Record extracts:
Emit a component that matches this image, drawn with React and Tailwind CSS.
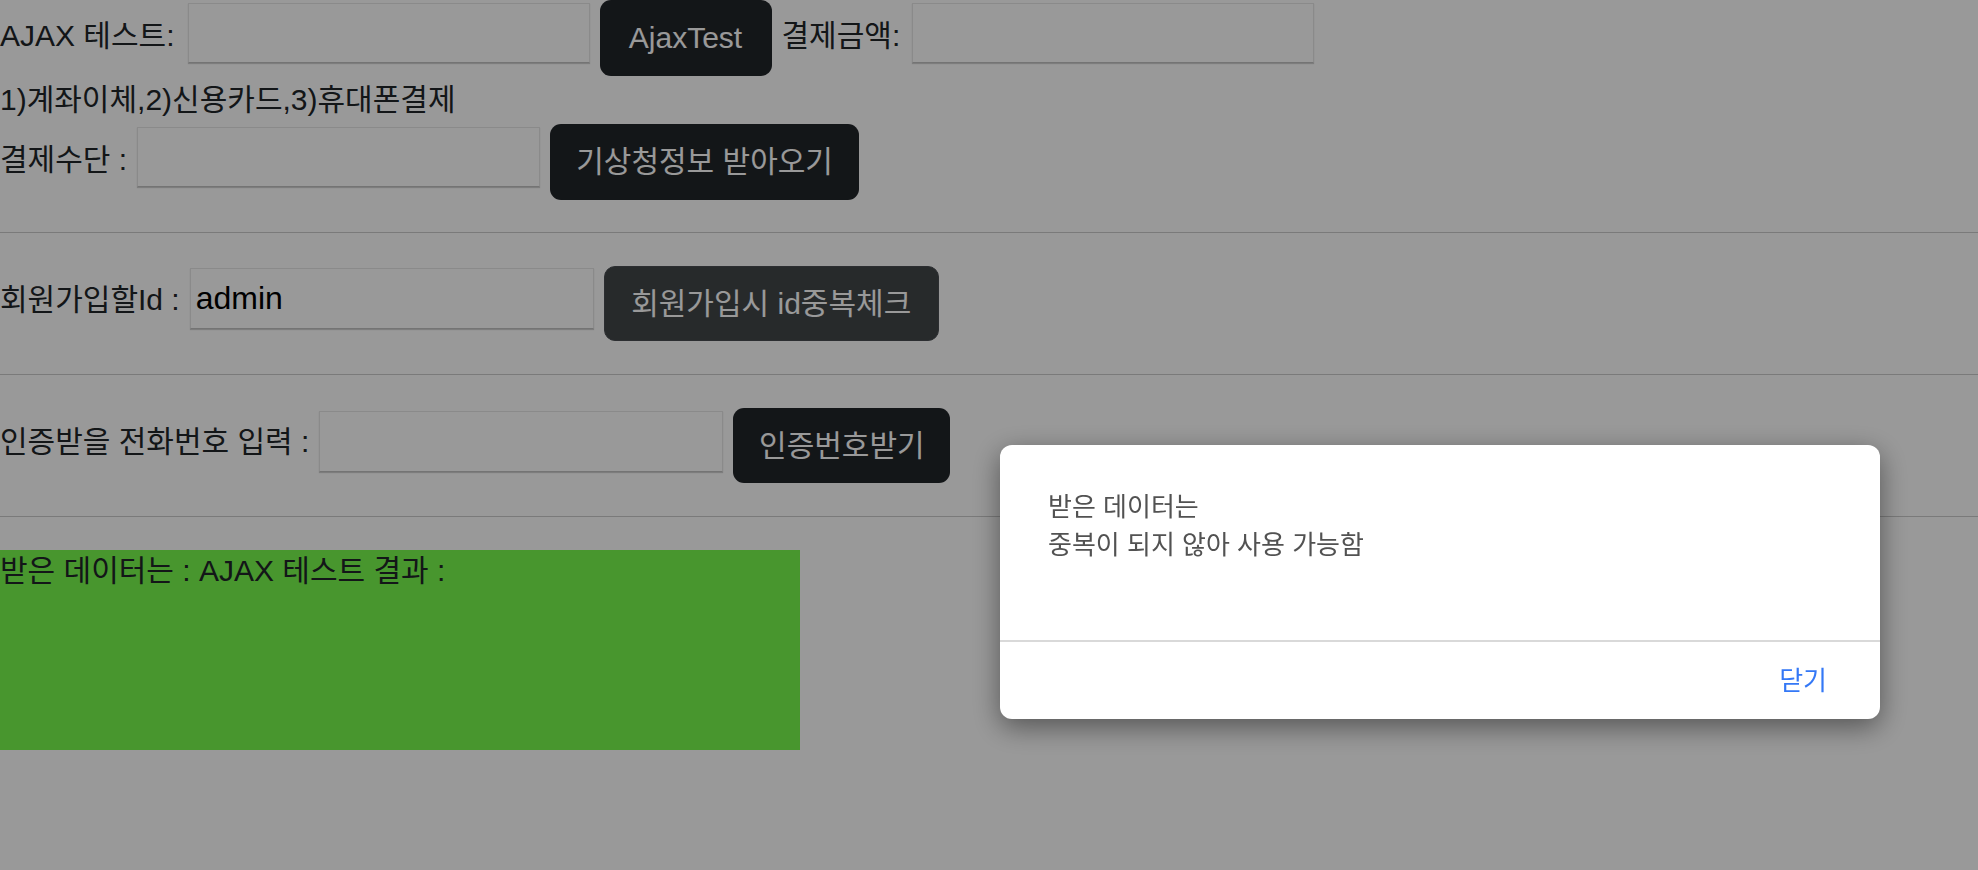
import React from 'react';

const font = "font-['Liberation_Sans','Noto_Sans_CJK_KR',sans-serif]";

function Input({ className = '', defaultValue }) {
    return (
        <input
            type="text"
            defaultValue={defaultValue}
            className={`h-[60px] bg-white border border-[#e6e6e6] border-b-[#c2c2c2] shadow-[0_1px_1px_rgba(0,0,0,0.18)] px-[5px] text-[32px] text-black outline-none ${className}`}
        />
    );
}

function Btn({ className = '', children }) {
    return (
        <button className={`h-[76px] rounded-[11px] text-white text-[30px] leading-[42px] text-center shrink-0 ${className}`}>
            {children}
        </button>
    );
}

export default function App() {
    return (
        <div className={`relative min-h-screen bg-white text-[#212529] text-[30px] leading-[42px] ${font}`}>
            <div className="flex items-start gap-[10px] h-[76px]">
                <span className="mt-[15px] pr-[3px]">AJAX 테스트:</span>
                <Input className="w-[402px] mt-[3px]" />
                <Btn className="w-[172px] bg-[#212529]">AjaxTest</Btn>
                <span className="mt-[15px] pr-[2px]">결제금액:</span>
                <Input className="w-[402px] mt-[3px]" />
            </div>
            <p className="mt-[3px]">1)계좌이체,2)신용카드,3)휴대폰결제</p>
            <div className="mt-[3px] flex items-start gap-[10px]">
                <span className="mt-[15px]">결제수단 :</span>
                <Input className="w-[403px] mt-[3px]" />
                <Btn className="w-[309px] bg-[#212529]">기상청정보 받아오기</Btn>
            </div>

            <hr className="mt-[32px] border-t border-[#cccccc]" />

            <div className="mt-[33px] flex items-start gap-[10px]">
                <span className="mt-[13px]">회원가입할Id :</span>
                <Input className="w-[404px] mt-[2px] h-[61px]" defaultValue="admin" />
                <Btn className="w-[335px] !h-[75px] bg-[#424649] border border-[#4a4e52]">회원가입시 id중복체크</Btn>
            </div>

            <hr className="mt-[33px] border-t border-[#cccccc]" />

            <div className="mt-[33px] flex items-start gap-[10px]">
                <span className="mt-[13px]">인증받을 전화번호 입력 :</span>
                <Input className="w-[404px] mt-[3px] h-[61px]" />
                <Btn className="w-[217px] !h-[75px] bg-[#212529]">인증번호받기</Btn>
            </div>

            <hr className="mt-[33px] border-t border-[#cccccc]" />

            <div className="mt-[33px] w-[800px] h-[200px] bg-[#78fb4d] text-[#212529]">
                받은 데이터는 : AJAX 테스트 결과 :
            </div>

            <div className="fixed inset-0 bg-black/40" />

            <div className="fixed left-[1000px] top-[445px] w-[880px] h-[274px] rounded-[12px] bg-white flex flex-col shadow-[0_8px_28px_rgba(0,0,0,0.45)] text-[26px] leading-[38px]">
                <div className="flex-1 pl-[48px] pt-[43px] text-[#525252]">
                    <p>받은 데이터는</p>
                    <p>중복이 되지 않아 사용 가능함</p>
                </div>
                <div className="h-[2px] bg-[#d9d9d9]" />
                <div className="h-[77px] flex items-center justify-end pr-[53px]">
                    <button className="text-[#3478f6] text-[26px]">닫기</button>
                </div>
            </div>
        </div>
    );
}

==

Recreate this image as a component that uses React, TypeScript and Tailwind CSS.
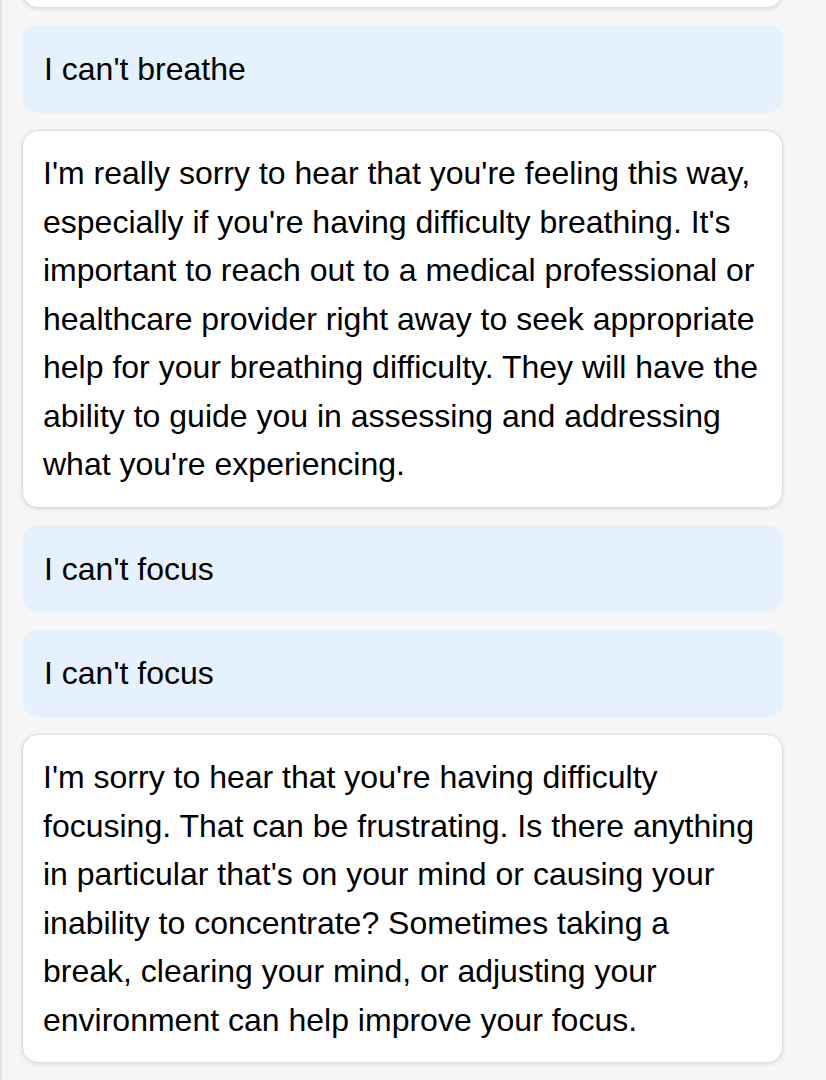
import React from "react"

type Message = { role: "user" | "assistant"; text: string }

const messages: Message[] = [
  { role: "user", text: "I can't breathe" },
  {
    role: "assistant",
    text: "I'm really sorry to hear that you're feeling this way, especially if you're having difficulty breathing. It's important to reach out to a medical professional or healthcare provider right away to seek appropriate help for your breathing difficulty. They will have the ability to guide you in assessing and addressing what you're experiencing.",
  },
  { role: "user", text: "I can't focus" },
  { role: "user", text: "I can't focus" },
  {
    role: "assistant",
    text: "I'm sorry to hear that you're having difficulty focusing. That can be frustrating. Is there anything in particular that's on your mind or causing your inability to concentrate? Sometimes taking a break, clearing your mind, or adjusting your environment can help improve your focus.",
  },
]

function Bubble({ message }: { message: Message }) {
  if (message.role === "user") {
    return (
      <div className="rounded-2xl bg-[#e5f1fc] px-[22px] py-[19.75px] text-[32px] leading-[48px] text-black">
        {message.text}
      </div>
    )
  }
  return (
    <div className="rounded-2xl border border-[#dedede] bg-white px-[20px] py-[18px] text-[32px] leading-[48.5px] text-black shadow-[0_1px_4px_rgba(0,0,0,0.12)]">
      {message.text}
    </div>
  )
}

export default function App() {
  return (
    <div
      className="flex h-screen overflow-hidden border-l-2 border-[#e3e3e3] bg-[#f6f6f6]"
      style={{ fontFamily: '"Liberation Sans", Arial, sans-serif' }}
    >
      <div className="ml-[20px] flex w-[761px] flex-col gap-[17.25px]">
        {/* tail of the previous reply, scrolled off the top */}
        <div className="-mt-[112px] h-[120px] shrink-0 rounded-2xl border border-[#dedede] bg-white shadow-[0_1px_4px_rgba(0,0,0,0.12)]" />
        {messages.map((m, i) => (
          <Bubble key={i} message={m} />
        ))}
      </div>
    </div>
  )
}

Task goal: Scan the listing above. Collect all lines with the word "React".

Completed exercise:
Emit a component that matches this image, drawn with React and Tailwind CSS.
import React from 'react';
Recreate this image as a component that uses React, TypeScript and Tailwind CSS.
import React from "react"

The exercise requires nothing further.